As the nineteenth-century dawned, the blood and toil of human chattel helped knit North America with the Indian Ocean World into international networks of trade and travel, and conquest and colonization, of politics and ideology, and culture and community. This
paper fleshes out on a granular level, the interface among the domestic, international, and deeply personal politics of slavery and freedom, by tracking the circulation of “subaltern” women – African and South Asian – among nodes of commercial exchange stretching from East Africa through the Persian Gulf and the Red Sea, into the Indian subcontinent. The march of abolition and empire balkanized these realms along routes of economic, political, philosophical, and jurisdictional struggles over slavery and the meanings of “freedom.”
“Subaltern” women, in various roles as captive, rebel, or refugee, navigated transnational landscapes fractured along lines of politics, law, and culture. Within these borderlands of contention, otherwise invisible figures became legible in official records maintained by
governments. The testimonies they generated turned slave statistics into names and places, and objects of imperial “benevolence “ into witnesses and mediators among powerful men: sultans, vazirs, merchants, missionaries, and imperial bureaucrats. Elusive stories of women’s migration “from below,” offer narratives of subaltern interaction with formal institutions – whether state, law, police, or church – to define meanings of subjectivity that interrupted linear and universalist narratives of liberty’s progress under the British flag in the
19th century.

Sharon Harley
University of Maryland, College Park
BEYOND GLOBAL MEETINGS AND THE SORBONNE: THE POLITICS OF BLACK WOMEN’S MIGRATION

Two major sites of black women’s transnational migratory experiences are international conferences and schools abroad. It was not uncommon for educated, middle-class black women in the U.S. to attend and deliver papers at international conferences and to attend colleges in Europe and West Africa. While small in number, Anna Julia Cooper was not alone among educated black women when she
studied at the Sorbonne (receiving a Ph.D. in 1925).
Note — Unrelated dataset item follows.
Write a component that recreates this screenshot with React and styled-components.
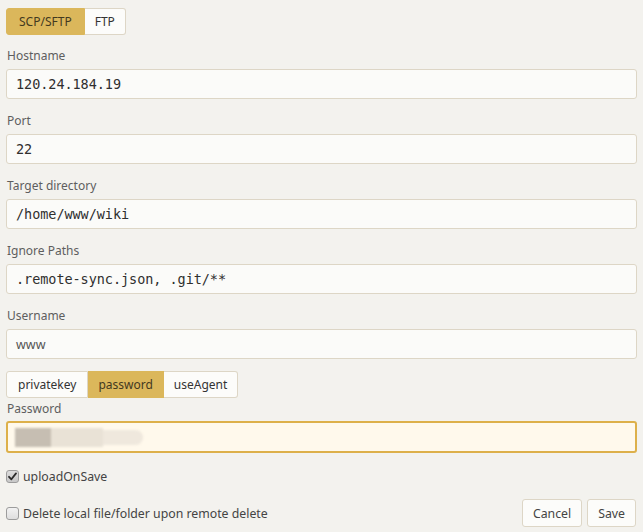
import React from 'react';
import styled, { createGlobalStyle } from 'styled-components';

const GlobalStyle = createGlobalStyle`
  html, body {
    margin: 0;
    padding: 0;
    background: #f3f2ee;
  }
  body {
    font-family: "Noto Sans", "Open Sans", sans-serif;
    font-size: 12px;
    color: #333;
  }
`;

const Page = styled.div`
  width: 643px;
  height: 532px;
  box-sizing: border-box;
  padding: 8px 6px 0 6px;
  display: flex;
  flex-direction: column;
`;

const BtnGroup = styled.div`
  display: inline-flex;
  align-self: flex-start;
  height: 27px;
  margin-top: ${(p) => p.top || 0}px;
`;

const GroupBtn = styled.button`
  height: 27px;
  padding: 0 ${(p) => p.pad || 10}px;
  font-family: inherit;
  font-size: 12px;
  color: ${(p) => (p.active ? '#43391f' : '#333')};
  background: ${(p) => (p.active ? '#dbb75b' : '#fcfcfa')};
  border: 1px solid ${(p) => (p.active ? '#dbb75b' : '#ddd6c6')};
  border-left-width: ${(p) => (p.first ? 1 : 0)}px;
  border-radius: 0;
  cursor: pointer;
  &:first-child { border-radius: 3px 0 0 3px; }
  &:last-child { border-radius: 0 3px 3px 0; }
`;

const Field = styled.div`
  display: flex;
  flex-direction: column;
  margin-top: ${(p) => p.top || 0}px;
`;

const Label = styled.label`
  height: 20px;
  line-height: 21px;
  margin-bottom: ${(p) => p.gap || 4}px;
  color: #5e5e5e;
  font-size: 12px;
  padding-left: 1px;
`;

const Input = styled.div`
  position: relative;
  height: 30px;
  box-sizing: border-box;
  display: flex;
  align-items: center;
  padding: 0 9px;
  background: #fbfbf9;
  border: 1px solid #ddd6c6;
  border-radius: 3px;
  font-family: ${(p) => (p.mono ? '"DejaVu Sans Mono", monospace' : 'inherit')};
  font-size: ${(p) => (p.mono ? '13.5px' : '12.5px')};
  color: ${(p) => (p.mono ? '#2f2f2f' : '#555')};
  letter-spacing: ${(p) => (p.mono ? '-0.05px' : '0')};
`;

const FocusInput = styled(Input)`
  height: 32px;
  background: #fff9ec;
  border: 2px solid #ddb04a;
`;

const Blur = styled.div`
  position: absolute;
  left: 7px;
  top: 5px;
  display: flex;
  height: 19px;
  filter: blur(1.2px);
`;

const BlurPart = styled.span`
  display: block;
  width: ${(p) => p.w}px;
  height: ${(p) => p.h || 19}px;
  margin-top: ${(p) => p.mt || 0}px;
  background: ${(p) => p.color};
  border-radius: ${(p) => p.r || '0'};
`;

const CheckRow = styled.label`
  display: flex;
  align-items: center;
  gap: 4px;
  height: 20px;
  font-size: 12.3px;
  color: #444;
`;

const Box = styled.span`
  width: 13px;
  height: 13px;
  box-sizing: border-box;
  border: 1px solid #9c9c9c;
  border-radius: 3px;
  background: ${(p) => (p.checked ? 'linear-gradient(#dcdcdc, #c8c8c8)' : 'linear-gradient(#f2f2f2, #dedede)')};
  display: flex;
  align-items: center;
  justify-content: center;
`;

const Footer = styled.div`
  display: flex;
  align-items: center;
  justify-content: space-between;
  margin-top: 13px;
  padding-right: 1px;
`;

const Actions = styled.div`
  display: flex;
  gap: 5px;
`;

const Button = styled.button`
  height: 28px;
  padding: 0 ${(p) => p.pad || 10}px;
  font-family: inherit;
  font-size: 12.3px;
  color: #444;
  background: #fcfcfa;
  border: 1px solid #ddd6c6;
  border-radius: 3px;
  cursor: pointer;
`;

const Check = ({ checked }) => (
  <Box checked={checked}>
    {checked && (
      <svg width="9" height="9" viewBox="0 0 9 9">
        <path d="M1 4.8 L3.4 7.3 L8 1.4" fill="none" stroke="#2a2a2a" strokeWidth="1.8" strokeLinecap="round" strokeLinejoin="round" />
      </svg>
    )}
  </Box>
);

const fields = [
  { label: 'Hostname', value: '120.24.184.19', mono: true },
  { label: 'Port', value: '22', mono: true },
  { label: 'Target directory', value: '/home/www/wiki', mono: true },
  { label: 'Ignore Paths', value: '.remote-sync.json, .git/**', mono: true },
  { label: 'Username', value: 'www', mono: false },
];

const App = () => (
  <Page>
    <GlobalStyle />
    <BtnGroup>
      <GroupBtn active first pad={12}>SCP/SFTP</GroupBtn>
      <GroupBtn pad={10}>FTP</GroupBtn>
    </BtnGroup>

    {fields.map((f, i) => (
      <Field key={f.label} top={i === 0 ? 10 : 11}>
        <Label>{f.label}</Label>
        <Input mono={f.mono}>{f.value}</Input>
      </Field>
    ))}

    <BtnGroup top={12}>
      <GroupBtn first pad={11}>privatekey</GroupBtn>
      <GroupBtn active pad={10}>password</GroupBtn>
      <GroupBtn pad={10}>useAgent</GroupBtn>
    </BtnGroup>

    <Field top={0}>
      <Label gap={3}>Password</Label>
      <FocusInput>
        <Blur>
          <BlurPart w={36} color="#c6beb2" />
          <BlurPart w={52} color="#e9e2d6" />
          <BlurPart w={40} h={15} mt={2} color="#efe8dd" r="0 8px 8px 0" />
        </Blur>
      </FocusInput>
    </Field>

    <CheckRow style={{ marginTop: 13 }}>
      <Check checked />
      uploadOnSave
    </CheckRow>

    <Footer>
      <CheckRow>
        <Check />
        Delete local file/folder upon remote delete
      </CheckRow>
      <Actions>
        <Button pad={10}>Cancel</Button>
        <Button pad={10}>Save</Button>
      </Actions>
    </Footer>
  </Page>
);

export default App;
There were a few other black women who departed the U.S. in the early twentieth century to attend the Pan African conferences in London. Like Cooper, Pan-Africanist/globalist Shirley Graham Du Bois attended classes at the Sorbonne, but her international travels extended far beyond the classroom and Western Europe as she traveled, spoke, and
participated in cultural and political engagements in Eastern Europe, Asia (Japan and China) and in Africa/Middle East (Egypt, Ghana, Nigeria, and Tanzania). The primary focus of my proposed project is to study the meaning and significance of race, gender, and nationality in the migratory patterns and international engagements of twentieth century African diasporic black women. Most
significantly, I explore how conference and scholarly interactions and migrations extend or have resonance for black women travelers and the people they encounter within and beyond conference and campus locations.

Tiffany M. Gill
University of Delaware
“Tour with a Purpose: Black Clubwomen, International Travel, and the Meaning of Freedom during the Cold War”
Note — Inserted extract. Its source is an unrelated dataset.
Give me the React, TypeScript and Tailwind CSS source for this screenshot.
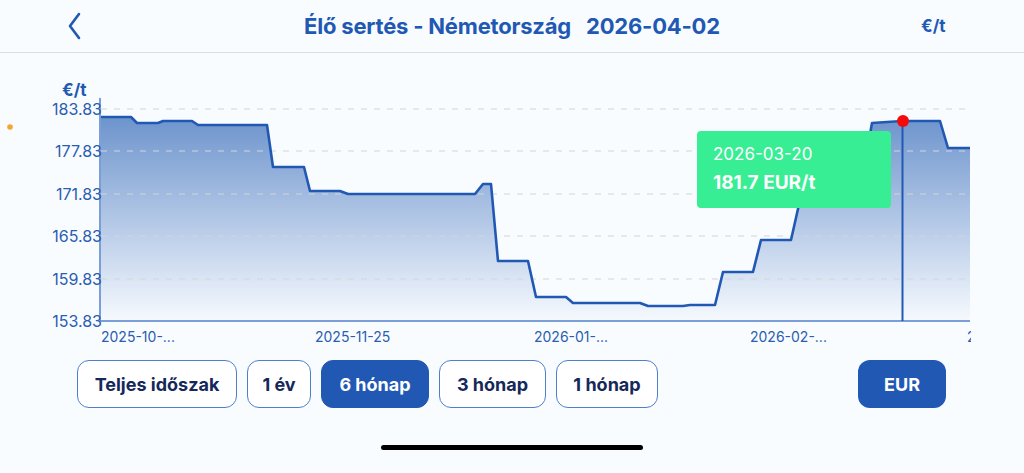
import React from 'react';

const BLUE = '#2158b4';

// price line, in page coordinates
const PTS: [number, number][] = [
  [101, 117], [131, 117], [137, 123], [158, 123], [163, 121], [192, 121], [198, 125], [267, 125],
  [273, 167], [304, 167], [310, 191], [340, 191], [348, 194], [475, 194], [483, 184], [491, 184],
  [498, 261], [528, 261], [536, 297], [566, 297], [573, 303], [640, 303], [648, 306], [683, 306],
  [690, 305], [715, 305], [723, 272], [753, 272], [761, 240], [791, 240], [800, 200], [830, 200],
  [838, 168], [864, 168], [872, 123], [902, 121], [940, 121], [948, 148], [970, 148],
];

const Y_TICKS = [
  { v: '183.83', y: 109 }, { v: '177.83', y: 151 }, { v: '171.83', y: 194 },
  { v: '165.83', y: 236 }, { v: '159.83', y: 279 }, { v: '153.83', y: 321 },
];

const X_TICKS = [
  { t: '2025-10-...', x: 101 }, { t: '2025-11-25', x: 315 }, { t: '2026-01-...', x: 534 },
  { t: '2026-02-...', x: 750 }, { t: '2', x: 967 },
];

const RANGES = [
  { label: 'Teljes időszak', w: 'w-[160px]' },
  { label: '1 év', w: 'w-[64px]' },
  { label: '6 hónap', w: 'w-[108px]', active: true },
  { label: '3 hónap', w: 'w-[107px]' },
  { label: '1 hónap', w: 'w-[102px]' },
];

function Chart() {
  const line = PTS.map(([x, y], i) => `${i ? 'L' : 'M'}${x} ${y}`).join(' ');
  const area = `${line} L970 321 L101 321 Z`;
  return (
    <svg width="1024" height="297" viewBox="0 53 1024 297" className="block">
      <defs>
        <linearGradient id="fill" x1="0" y1="0" x2="0" y2="1">
          <stop offset="0" stopColor="#6d94cd" />
          <stop offset="1" stopColor="#f6fafe" />
        </linearGradient>
        <clipPath id="plot">
          <rect x="0" y="53" width="971" height="297" />
        </clipPath>
      </defs>
      <circle cx="10" cy="127" r="2.8" fill="#f6a530" />
      <text x="62" y="96" fontSize="17" fontWeight="700" fill={BLUE}>€/t</text>
      <path d={area} fill="url(#fill)" />
      {Y_TICKS.slice(0, 5).map(t => (
        <line key={t.v} x1="101" x2="968" y1={t.y} y2={t.y} stroke="#d3d5d8" strokeWidth="1" strokeDasharray="6 7" />
      ))}
      <line x1="100" x2="100" y1="98" y2="321" stroke="#4f7fcb" strokeWidth="1.5" />
      <line x1="100" x2="970" y1="321" y2="321" stroke="#4f7fcb" strokeWidth="1.5" />
      <path d={line} fill="none" stroke={BLUE} strokeWidth="2.6" strokeLinejoin="round" />
      <line x1="902.5" x2="902.5" y1="121" y2="321" stroke={BLUE} strokeWidth="2" />
      <circle cx="903" cy="121" r="6" fill="#f50a0a" />
      {Y_TICKS.map(t => (
        <text key={t.v} x="102" y={t.y + 6} textAnchor="end" fontSize="16" fill="#2b5db2">{t.v}</text>
      ))}
      <g clipPath="url(#plot)">
        {X_TICKS.map(t => (
          <text key={t.t} x={t.x} y="342" fontSize="14" fill="#2b5db2">{t.t}</text>
        ))}
      </g>
    </svg>
  );
}

export default function App() {
  return (
    <div className="w-[1024px] h-[473px] bg-[#f8fcfe] flex flex-col overflow-hidden" style={{ fontFamily: 'Inter, "Noto Sans", sans-serif' }}>
      <div className="h-[53px] shrink-0 border-b border-[#dadfe2] flex items-center relative">
        <svg width="24" height="32" viewBox="0 0 24 32" className="absolute left-[63px] top-[10px]">
          <path d="M16 4 L7 16 L16 28" fill="none" stroke={BLUE} strokeWidth="2.6" strokeLinecap="round" strokeLinejoin="round" />
        </svg>
        <div className="w-full text-center text-[22px] font-bold text-[#2158b4] tracking-[-0.2px] whitespace-pre">
          Élő sertés - Németország   2026-04-02
        </div>
        <span className="absolute left-[921px] top-[14px] text-[17px] font-bold text-[#2158b4]">€/t</span>
      </div>

      <div className="relative h-[297px] shrink-0">
        <Chart />
        <div className="absolute left-[697px] top-[78px] w-[194px] h-[77px] rounded-[4px] bg-[#38ee94] pl-[16px] pt-[12px] text-white">
          <div className="text-[17px] leading-[22px]">2026-03-20</div>
          <div className="text-[19px] leading-[26px] font-bold mt-[5px]">181.7 EUR/t</div>
        </div>
      </div>

      <div className="h-[58px] shrink-0 flex items-center pl-[77px] pt-[10px]">
        <div className="flex gap-[10px]">
          {RANGES.map(r => (
            <div
              key={r.label}
              className={`${r.w} h-[48px] rounded-[12px] flex items-center justify-center text-[18px] font-bold border-[1.5px] ${
                r.active ? 'bg-[#2158b4] border-[#2158b4] text-white' : 'bg-white border-[#4f7fcb] text-[#15285a]'
              }`}
            >
              {r.label}
            </div>
          ))}
        </div>
        <div className="ml-auto mr-[78px] w-[88px] h-[48px] rounded-[12px] bg-[#2158b4] text-white text-[18px] font-bold flex items-center justify-center">
          EUR
        </div>
      </div>

      <div className="flex-1 flex items-center justify-center">
        <div className="w-[262px] h-[5px] rounded-full bg-black mt-[14px]" />
      </div>
    </div>
  );
}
In 1964, as groups of Civil Rights workers arrived in the Mississippi Delta to battle for voting rights during Freedom Summer, women from the National Council of Negro Women (NCNW) embarked on a freedom summer of their own. However, these women were not sleeping on the floors of sharecropper’s homes, but in four-star hotels across Europe. In a memo sent to all members of the NCNW, Marion Hazel Jackson, the organization’s treasurer who had recently joined the staff of UniTours, the trip’s sponsor, made a bold and compulsory appeal. Jackson wrote, that “the Council’s international project requires YOU as an ambassador abroad,” and explained that black women had an important role to play in promoting “peace and understanding among all the peoples of the world.” Furthermore, such travels, Jackson noted, would “present a positive image of Negro-Americans abroad.” This paper will examine the international travels of black professional women, like those in the NCNW, to highlight the ways that centering race, class, and gender complicates narratives about U.S. foreign policy during the Cold War. Specifically, I will examine the ways international travel gave black women a way to foster global solidarities with oppressed people around the globe.